> What this task involves:
Reproduce, word for word, the span of lines starting at the line holding "Generate a component" and ending at the line holding "left-[145px] top-[-14px] h-[16px]". Omit every picture.

> Source material:
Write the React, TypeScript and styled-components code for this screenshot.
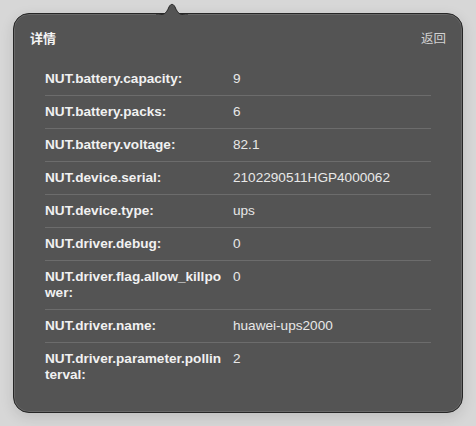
import React from "react";
import styled, { createGlobalStyle } from "styled-components";

const Global = createGlobalStyle`
  html, body { margin: 0; padding: 0; }
  body {
    background: #d7d7d7;
    font-family: "Liberation Sans", "Noto Sans CJK SC", sans-serif;
    -webkit-font-smoothing: antialiased;
  }
`;

const Stage = styled.div`
  width: 476px;
  height: 426px;
  box-sizing: border-box;
  padding: 13px;
`;

const Popover = styled.div`
  position: relative;
  width: 450px;
  height: 400px;
  box-sizing: border-box;
  background: #545454;
  border: 1px solid #262626;
  border-radius: 16px;
  box-shadow: inset 0 0 0 1px rgba(255, 255, 255, 0.12), 0 4px 14px rgba(0, 0, 0, 0.12);
  display: flex;
  flex-direction: column;
`;

const Arrow = styled.svg`
  position: absolute;
  left: 142px;
  top: -12px;
  width: 32px;
  height: 14px;
  overflow: visible;
`;

const Header = styled.div`
  display: flex;
  justify-content: space-between;
  align-items: center;
  padding: 15px 16px 0 16px;
  height: 16px;
`;

const Title = styled.span`
  font-family: "Liberation Sans", "Noto Sans CJK SC", sans-serif;
  font-weight: 700;
  font-size: 13px;
  color: #f4f4f4;
`;

const Back = styled.span`
  font-family: "Noto Sans CJK SC", sans-serif;
  font-size: 12.5px;
  color: #d2d2d2;
`;

const List = styled.div`
  margin: 18px 31px 0 31px;
  display: flex;
  flex-direction: column;
`;

const Row = styled.div<{ $last?: boolean }>`
  display: grid;
  grid-template-columns: 188px 1fr;
  padding: 8px 0 8px;
  line-height: 16px;
  border-bottom: ${(p) => (p.$last ? "none" : "1px solid #6c6c6c")};
`;

const Label = styled.div`
  font-weight: 700;
  font-size: 13.6px;
  color: #f1f1f1;
  width: 179px;
  word-break: break-all;
`;

const Value = styled.div`
  font-size: 13.6px;
  color: #e8e8e8;
  word-break: break-all;
`;

const rows: [string, string][] = [
  ["NUT.battery.capacity:", "9"],
  ["NUT.battery.packs:", "6"],
  ["NUT.battery.voltage:", "82.1"],
  ["NUT.device.serial:", "2102290511HGP4000062"],
  ["NUT.device.type:", "ups"],
  ["NUT.driver.debug:", "0"],
  ["NUT.driver.flag.allow_killpower:", "0"],
  ["NUT.driver.name:", "huawei-ups2000"],
  ["NUT.driver.parameter.pollinterval:", "2"],
];

export default function App() {
  return (
    <Stage>
      <Global />
      <Popover>
        <Arrow viewBox="0 0 32 14">
          <path
            d="M0 13 C8 13 10 12 13 5 C14.5 1.5 17.5 1.5 19 5 C22 12 24 13 32 13"
            fill="#545454"
            stroke="#262626"
            strokeWidth="1"
          />
          <rect x="0" y="13" width="32" height="2" fill="#545454" />
        </Arrow>
        <Header>
          <Title>详情</Title>
          <Back>返回</Back>
        </Header>
        <List>
          {rows.map(([k, v], i) => (
            <Row key={k} $last={i === rows.length - 1}>
              <Label>{k}</Label>
              <Value>{v}</Value>
            </Row>
          ))}
        </List>
      </Popover>
    </Stage>
  );
}
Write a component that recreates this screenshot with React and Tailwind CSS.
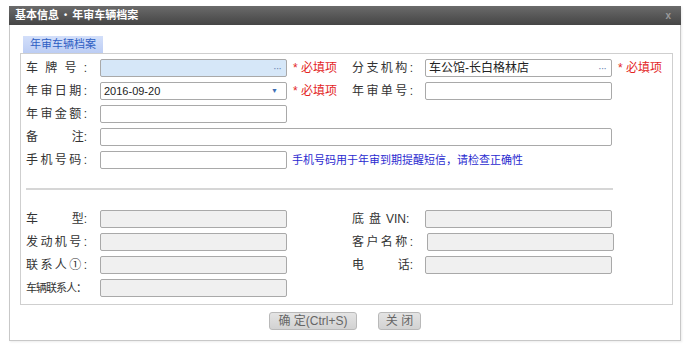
import React from 'react';

const font = { fontFamily: '"Liberation Sans", "Noto Sans CJK SC", sans-serif' };

function Spread({ chars }) {
    // label whose characters are stretched over the label column
    return (
        <div className="flex w-[61px] justify-between">
            {chars.map((c, i) => (
                <span key={i}>{c}</span>
            ))}
        </div>
    );
}

function Field({ w = 'w-[187px]', bg = 'bg-white', children, extra = '' }) {
    return (
        <div className={'h-[18px] flex-none border border-[#a9a9a9] rounded-[2px] flex items-center px-[3px] text-[12px] text-[#222] ' + w + ' ' + bg + ' ' + extra}>
            {children}
        </div>
    );
}

function Dots() {
    return <span className="ml-auto mr-[2px] text-[11px] leading-none text-[#7088b4] tracking-[-1px]">···</span>;
}

function Required() {
    return <span className="text-[#e3261f] text-[12px] whitespace-nowrap">* 必填项</span>;
}

export default function App() {
    const disabled = 'bg-[#f0f0f0]';
    return (
        <div className="w-[689px] h-[350px] bg-white text-[#333] text-[12px]" style={font}>
            <div className="ml-[9px] pt-[6px] w-[672px]">
                <div className="h-[335px] border border-[#c8c8c8] shadow-[1px_1px_2px_rgba(0,0,0,0.08)] flex flex-col">
                    {/* title bar */}
                    <div className="h-[19px] -mt-px -mx-px bg-linear-to-b from-[#6b6b6b] to-[#454545] flex items-center gap-[5px] pl-[6px] pr-[10px] text-white font-bold text-[11px]">
                        <span>基本信息</span>
                        <span className="text-[9px]">•</span>
                        <span>年审车辆档案</span>
                        <span className="ml-auto text-[#9a9a9a] text-[10px]">x</span>
                    </div>

                    <div className="pl-[10px] pr-[8px] pt-[11px]">
                        <div className="ml-[3px] w-[80px] h-[17px] bg-linear-to-b from-[#d3dffa] to-[#bccdf4] flex items-center justify-center text-[11px] text-[#2f5fc4]">
                            年审车辆档案
                        </div>
                        <div className="w-[653px] h-[252px] border border-[#cfcfcf] pt-[5px] pl-[5px] flex flex-col">
                            <div className="flex flex-col gap-[5px]">
                                <div className="flex items-center h-[18px]">
                                    <div className="w-[74px]"><Spread chars={['车', '牌', '号', ':']} /></div>
                                    <Field bg="bg-[#d6e7f8]"><Dots /></Field>
                                    <div className="w-[63px] pl-[6px]"><Required /></div>
                                    <div className="w-[75px] pl-[2px]"><Spread chars={['分', '支', '机', '构', ':']} /></div>
                                    <Field>车公馆-长白格林店<Dots /></Field>
                                    <div className="pl-[6px]"><Required /></div>
                                </div>
                                <div className="flex items-center h-[18px]">
                                    <div className="w-[74px]"><Spread chars={['年', '审', '日', '期', ':']} /></div>
                                    <Field>
                                        <span className="text-[11px]">2016-09-20</span>
                                        <span className="ml-auto mr-[5px] text-[7px] text-[#3f6fb5]">▼</span>
                                    </Field>
                                    <div className="w-[63px] pl-[6px]"><Required /></div>
                                    <div className="w-[75px] pl-[2px]"><Spread chars={['年', '审', '单', '号', ':']} /></div>
                                    <Field />
                                </div>
                                <div className="flex items-center h-[18px]">
                                    <div className="w-[74px]"><Spread chars={['年', '审', '金', '额', ':']} /></div>
                                    <Field />
                                </div>
                                <div className="flex items-center h-[18px]">
                                    <div className="w-[74px]">
                                        <div className="flex w-[61px]"><span>备</span><span className="ml-auto">注:</span></div>
                                    </div>
                                    <Field w="w-[512px]" />
                                </div>
                                <div className="flex items-center h-[18px]">
                                    <div className="w-[74px]"><Spread chars={['手', '机', '号', '码', ':']} /></div>
                                    <Field />
                                    <div className="pl-[5px] text-[11px] text-[#2b2bd0] whitespace-nowrap">手机号码用于年审到期提醒短信，请检查正确性</div>
                                </div>
                            </div>

                            <div className="mt-[19px] w-[587px] h-[2px] bg-[#d6d6d6]" />

                            <div className="mt-[20px] flex flex-col gap-[5px]">
                                <div className="flex items-center h-[18px]">
                                    <div className="w-[74px]">
                                        <div className="flex w-[61px]"><span>车</span><span className="ml-auto">型:</span></div>
                                    </div>
                                    <Field bg={disabled} />
                                    <div className="w-[63px]" />
                                    <div className="w-[75px] pl-[2px] flex gap-[5px]">
                                        <span>底</span><span>盘</span><span>VIN:</span>
                                    </div>
                                    <Field bg={disabled} />
                                </div>
                                <div className="flex items-center h-[18px]">
                                    <div className="w-[74px]"><Spread chars={['发', '动', '机', '号', ':']} /></div>
                                    <Field bg={disabled} />
                                    <div className="w-[63px]" />
                                    <div className="w-[75px] pl-[2px]"><Spread chars={['客', '户', '名', '称', ':']} /></div>
                                    <Field bg={disabled} extra="ml-[2px]" />
                                </div>
                                <div className="flex items-center h-[18px]">
                                    <div className="w-[74px]"><Spread chars={['联', '系', '人', '①', ':']} /></div>
                                    <Field bg={disabled} />
                                    <div className="w-[63px]" />
                                    <div className="w-[75px] pl-[2px]">
                                        <div className="flex w-[61px]"><span>电</span><span className="ml-auto">话:</span></div>
                                    </div>
                                    <Field bg={disabled} />
                                </div>
                                <div className="flex items-center h-[18px]">
                                    <div className="w-[74px] text-[11px] tracking-[-1px]">车辆联系人：</div>
                                    <Field bg={disabled} />
                                </div>
                            </div>
                        </div>
                    </div>

                    <div className="mt-[7px] flex justify-center gap-[21px]">
                        <button className="w-[88px] h-[18px] rounded-[3px] border border-[#b9b9b9] bg-linear-to-b from-[#e4e4e4] to-[#d2d2d2] text-[12px] text-[#666] leading-none">
                            确 定(Ctrl+S)
                        </button>
                        <button className="w-[43px] h-[18px] rounded-[3px] border border-[#b9b9b9] bg-linear-to-b from-[#e4e4e4] to-[#d2d2d2] text-[12px] text-[#666] leading-none">
                            关 闭
                        </button>
                    </div>
                </div>
            </div>
        </div>
    );
}
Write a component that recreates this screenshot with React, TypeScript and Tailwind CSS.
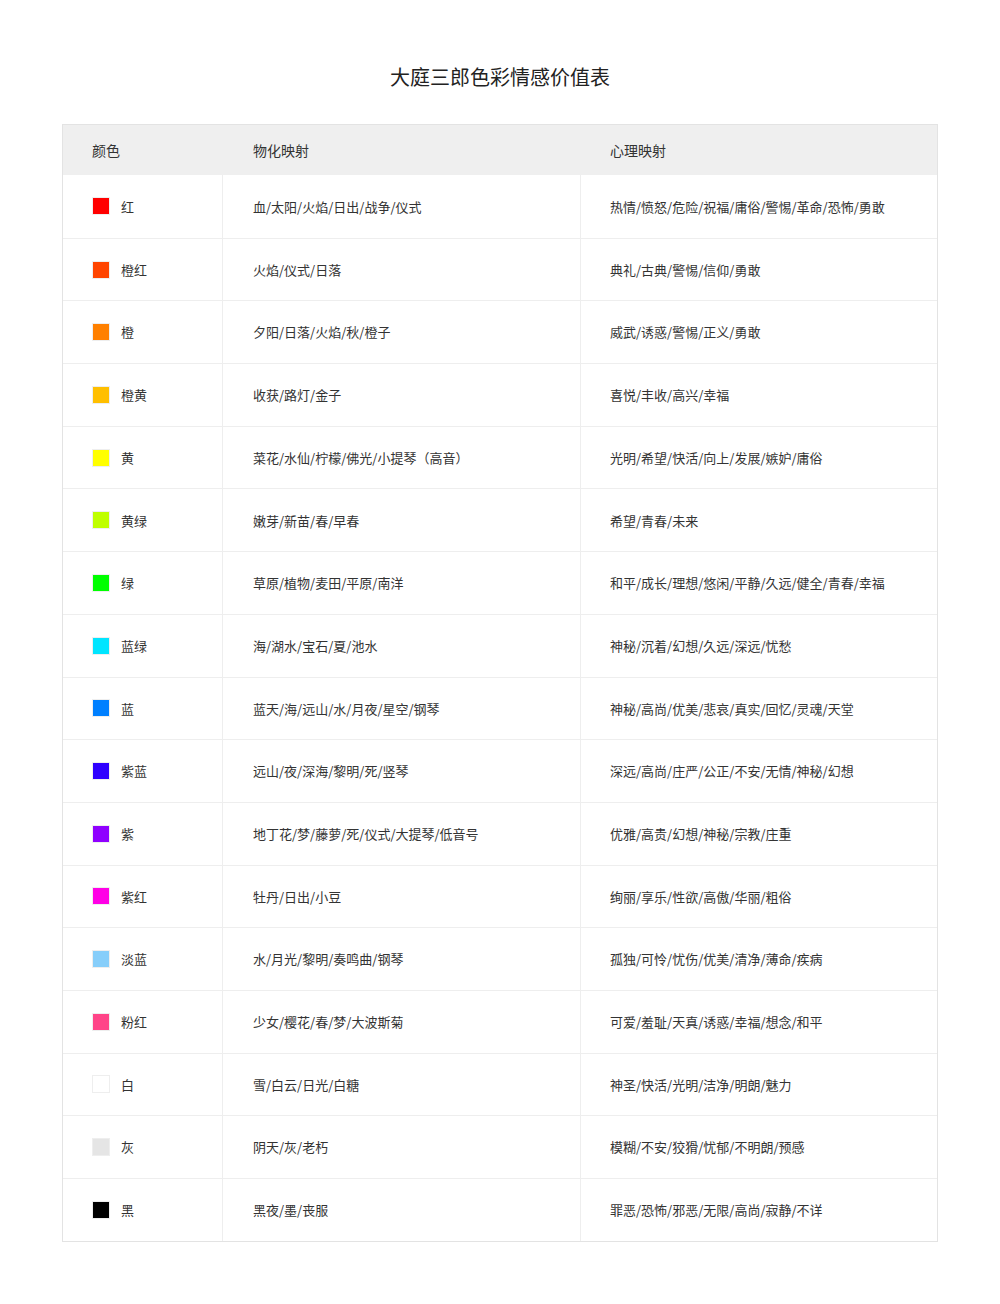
const rows: [string, string, string, string][] = [
  ["#ff0000", "红", "血/太阳/火焰/日出/战争/仪式", "热情/愤怒/危险/祝福/庸俗/警惕/革命/恐怖/勇敢"],
  ["#ff4500", "橙红", "火焰/仪式/日落", "典礼/古典/警惕/信仰/勇敢"],
  ["#ff8000", "橙", "夕阳/日落/火焰/秋/橙子", "威武/诱惑/警惕/正义/勇敢"],
  ["#ffbf00", "橙黄", "收获/路灯/金子", "喜悦/丰收/高兴/幸福"],
  ["#ffff00", "黄", "菜花/水仙/柠檬/佛光/小提琴（高音）", "光明/希望/快活/向上/发展/嫉妒/庸俗"],
  ["#bfff00", "黄绿", "嫩芽/新苗/春/早春", "希望/青春/未来"],
  ["#00ff00", "绿", "草原/植物/麦田/平原/南洋", "和平/成长/理想/悠闲/平静/久远/健全/青春/幸福"],
  ["#00e5ff", "蓝绿", "海/湖水/宝石/夏/池水", "神秘/沉着/幻想/久远/深远/忧愁"],
  ["#0080ff", "蓝", "蓝天/海/远山/水/月夜/星空/钢琴", "神秘/高尚/优美/悲哀/真实/回忆/灵魂/天堂"],
  ["#2f00ff", "紫蓝", "远山/夜/深海/黎明/死/竖琴", "深远/高尚/庄严/公正/不安/无情/神秘/幻想"],
  ["#8f00ff", "紫", "地丁花/梦/藤萝/死/仪式/大提琴/低音号", "优雅/高贵/幻想/神秘/宗教/庄重"],
  ["#ff00e6", "紫红", "牡丹/日出/小豆", "绚丽/享乐/性欲/高傲/华丽/粗俗"],
  ["#87cefa", "淡蓝", "水/月光/黎明/奏鸣曲/钢琴", "孤独/可怜/忧伤/优美/清净/薄命/疾病"],
  ["#ff4488", "粉红", "少女/樱花/春/梦/大波斯菊", "可爱/羞耻/天真/诱惑/幸福/想念/和平"],
  ["#ffffff", "白", "雪/白云/日光/白糖", "神圣/快活/光明/洁净/明朗/魅力"],
  ["#e5e5e5", "灰", "阴天/灰/老朽", "模糊/不安/狡猾/忧郁/不明朗/预感"],
  ["#000000", "黑", "黑夜/墨/丧服", "罪恶/恐怖/邪恶/无限/高尚/寂静/不详"],
];

export default function App() {
  return (
    <div
      className="w-[1000px] min-h-[1304px] bg-white pt-[62px] px-[62px] text-[#333]"
      style={{ fontFamily: '"Noto Sans CJK SC", "Noto Sans", sans-serif' }}
    >
      <h1 className="text-center text-[20px] leading-[30px] text-[#222] mb-[32px]">
        大庭三郎色彩情感价值表
      </h1>
      <div className="border border-[#e3e3e3]">
        <div className="grid grid-cols-[160px_358px_1fr] h-[50px] bg-[#efefef] text-[14px] text-[#333] items-center">
          <div className="pl-[29px]">颜色</div>
          <div className="pl-[30px]">物化映射</div>
          <div className="pl-[29px]">心理映射</div>
        </div>
        {rows.map(([c, name, a, b], i) => (
          <div
            key={name}
            className={`grid grid-cols-[160px_358px_1fr] h-[62.7px] text-[13px] items-stretch ${
              i > 0 ? "border-t border-[#eeeeee]" : ""
            }`}
          >
            <div className="flex items-center pl-[29px] gap-[11px] border-r border-[#eeeeee]">
              <span
                className="w-[18px] h-[18px] border border-[#eeeeee]"
                style={{ backgroundColor: c }}
              />
              <span>{name}</span>
            </div>
            <div className="flex items-center pl-[30px] border-r border-[#eeeeee]">{a}</div>
            <div className="flex items-center pl-[29px]">{b}</div>
          </div>
        ))}
      </div>
    </div>
  );
}
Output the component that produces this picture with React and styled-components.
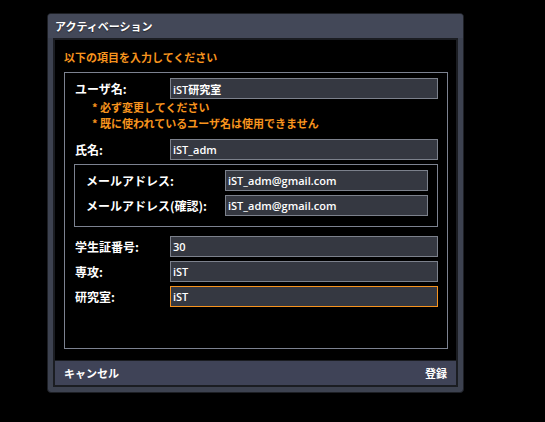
import React from 'react';
import styled, { createGlobalStyle } from 'styled-components';

const GlobalStyle = createGlobalStyle`
  html, body {
    margin: 0;
    padding: 0;
    background: #000;
  }
  body {
    font-family: "Liberation Sans", "Noto Sans CJK JP", sans-serif;
    width: 545px;
    height: 422px;
    overflow: hidden;
  }
`;

const Window = styled.div`
  box-sizing: border-box;
  margin: 13px 0 0 47px;
  width: 417px;
  height: 380px;
  background: #3d4250;
  border: 1px solid #1d1f24;
  border-radius: 4px;
  padding: 0 5px 5px 5px;
  display: flex;
  flex-direction: column;
  box-shadow: 0 1px 2px rgba(0, 0, 0, 0.6);
`;

const TitleBar = styled.div`
  height: 24px;
  display: flex;
  align-items: center;
  background: #434858;
  margin: 0 -5px;
  padding: 0 7px;
  border-radius: 3px 3px 0 0;
  color: #fff;
  font-family: "Noto Sans CJK JP", sans-serif;
  font-size: 11px;
  font-weight: 700;
  text-shadow: 0 1px 1px rgba(0, 0, 0, 0.5);
`;

const Inner = styled.div`
  flex: 1;
  display: flex;
  flex-direction: column;
  background: #000;
  border: 2px solid #1b1d22;
`;

const Body = styled.div`
  flex: 1;
  padding: 9px 8px 0 9px;
`;

const Heading = styled.div`
  color: #f7941e;
  font-family: "Noto Sans CJK JP", sans-serif;
  font-size: 11px;
  line-height: 16px;
  font-weight: 700;
`;

const Fieldset = styled.div`
  box-sizing: border-box;
  margin-top: 7px;
  height: 277px;
  border: 1px solid #7c8290;
  padding: 5px 9px 0 9px;
`;

const Row = styled.div`
  display: flex;
  align-items: center;
  margin-top: ${p => p.$gap || 0}px;
`;

const Label = styled.div`
  width: ${p => p.$w}px;
  flex-shrink: 0;
  padding-left: 1px;
  color: #fff;
  font-family: "Noto Sans CJK JP", sans-serif;
  font-size: 12px;
  font-weight: 700;
  white-space: nowrap;
`;

const Input = styled.div`
  box-sizing: border-box;
  flex: 1;
  height: 21px;
  display: flex;
  align-items: center;
  padding: 0 2px;
  background: #353841;
  border: 1px solid ${p => (p.$focus ? '#f7931e' : '#7c818c')};
  color: #fff;
  font-family: "Open Sans", "Noto Sans CJK JP", sans-serif;
  font-size: 11px;
  font-weight: 600;
`;

const Notes = styled.div`
  padding-left: 18px;
  color: #f7941e;
  font-family: "Noto Sans CJK JP", sans-serif;
  font-size: 11px;
  line-height: 16px;
  font-weight: 700;
`;

const EmailBox = styled.div`
  margin-top: 4px;
  border: 1px solid #7c8290;
  padding: 5px 9px 10px 10px;
`;

const BottomBar = styled.div`
  height: 24px;
  display: flex;
  align-items: center;
  justify-content: space-between;
  padding: 0 9px;
  background: #3f4357;
  border-top: 1px solid #1b1d22;
`;

const BarButton = styled.div`
  color: #fff;
  font-family: "Noto Sans CJK JP", sans-serif;
  font-size: 11px;
  font-weight: 700;
`;

export default function App() {
  return (
    <>
      <GlobalStyle />
      <Window>
        <TitleBar>アクティベーション</TitleBar>
        <Inner>
          <Body>
            <Heading>以下の項目を入力してください</Heading>
            <Fieldset>
              <Row>
                <Label $w={95}>ユーザ名:</Label>
                <Input>iST研究室</Input>
              </Row>
              <Notes>
                <div>* 必ず変更してください</div>
                <div>* 既に使われているユーザ名は使用できません</div>
              </Notes>
              <Row $gap={8}>
                <Label $w={95}>氏名:</Label>
                <Input>iST_adm</Input>
              </Row>
              <EmailBox>
                <Row>
                  <Label $w={139}>メールアドレス:</Label>
                  <Input>iST_adm@gmail.com</Input>
                </Row>
                <Row $gap={4}>
                  <Label $w={139}>メールアドレス(確認):</Label>
                  <Input>iST_adm@gmail.com</Input>
                </Row>
              </EmailBox>
              <Row $gap={9}>
                <Label $w={95}>学生証番号:</Label>
                <Input>30</Input>
              </Row>
              <Row $gap={4}>
                <Label $w={95}>専攻:</Label>
                <Input>iST</Input>
              </Row>
              <Row $gap={4}>
                <Label $w={95}>研究室:</Label>
                <Input $focus>iST</Input>
              </Row>
            </Fieldset>
          </Body>
          <BottomBar>
            <BarButton>キャンセル</BarButton>
            <BarButton>登録</BarButton>
          </BottomBar>
        </Inner>
      </Window>
    </>
  );
}
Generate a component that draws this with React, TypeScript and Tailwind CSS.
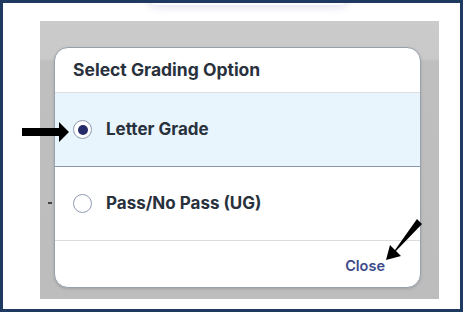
const Radio = ({ checked }: { checked?: boolean }) => (
  <span className="flex h-[19px] w-[19px] shrink-0 items-center justify-center rounded-full border-[1.5px] border-[#8e9bb0] bg-white">
    {checked && <span className="h-[10px] w-[10px] rounded-full bg-[#262b6b]" />}
  </span>
);

export default function App() {
  return (
    <div
      className="relative h-[312px] w-[463px] overflow-hidden border-[3px] border-[#1f3a60] bg-white"
      style={{ fontFamily: "Inter, 'Open Sans', sans-serif" }}
    >
      {/* faint shadow of something above the cut */}
      <div className="absolute left-[145px] top-[-14px] h-[16px] w-[200px] rounded-full bg-white shadow-[0_2px_8px_rgba(90,90,160,0.18)]" />

      <div className="pl-[37px] pt-[18px]">
        <div className="relative h-[278px] w-[399px] bg-[linear-gradient(to_bottom,#cbcbcb_0px,#c9c9c9_38px,#bfbfbf_40px,#bdbdbd_100%)] pl-[14px] pt-[26px]">
          <span className="absolute left-[8px] top-[181px] h-[2px] w-[4px] bg-[#444]" />
          <div className="w-[367px] overflow-hidden rounded-[14px] border border-[#98a1ad] bg-white shadow-[0_1px_3px_rgba(0,0,0,0.15)]">
            <div className="flex h-[45px] items-center border-b border-[#dedede] pl-[18px] text-[17.5px] font-bold text-[#29313d]">
              Select Grading Option
            </div>
            <div className="flex h-[74px] items-center gap-[14px] border-b border-[#8797b0] bg-[#e8f5fd] pl-[18px] text-[17px] font-bold text-[#29313d]">
              <Radio checked />
              Letter Grade
            </div>
            <div className="flex h-[74px] items-center gap-[14px] border-b border-[#dcdcdc] pl-[18px] text-[17px] font-bold text-[#29313d]">
              <Radio />
              Pass/No Pass (UG)
            </div>
            <div className="flex h-[46px] items-center justify-end pr-[35px] pt-[4px] text-[14.5px] font-semibold text-[#3c4a8c]">
              Close
            </div>
          </div>
        </div>
      </div>

      {/* annotation arrows */}
      <svg className="absolute left-[19px] top-[118px]" width="50" height="22" viewBox="0 0 50 22">
        <path d="M0 7 H37 V1 L47 11 L37 21 V15 H0 Z" fill="#000" />
      </svg>
      <svg className="absolute left-[376px] top-[210px]" width="48" height="52" viewBox="0 0 48 52">
        <path d="M38 6 L43 11 L17 38 L22 43 L7 47 L11 32 L16 37 Z" fill="#000" />
      </svg>
    </div>
  );
}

> Result:
Generate a component that draws this with React, TypeScript and Tailwind CSS.
const Radio = ({ checked }: { checked?: boolean }) => (
  <span className="flex h-[19px] w-[19px] shrink-0 items-center justify-center rounded-full border-[1.5px] border-[#8e9bb0] bg-white">
    {checked && <span className="h-[10px] w-[10px] rounded-full bg-[#262b6b]" />}
  </span>
);

export default function App() {
  return (
    <div
      className="relative h-[312px] w-[463px] overflow-hidden border-[3px] border-[#1f3a60] bg-white"
      style={{ fontFamily: "Inter, 'Open Sans', sans-serif" }}
    >
      {/* faint shadow of something above the cut */}
      <div className="absolute left-[145px] top-[-14px] h-[16px] w-[200px] rounded-full bg-white shadow-[0_2px_8px_rgba(90,90,160,0.18)]" />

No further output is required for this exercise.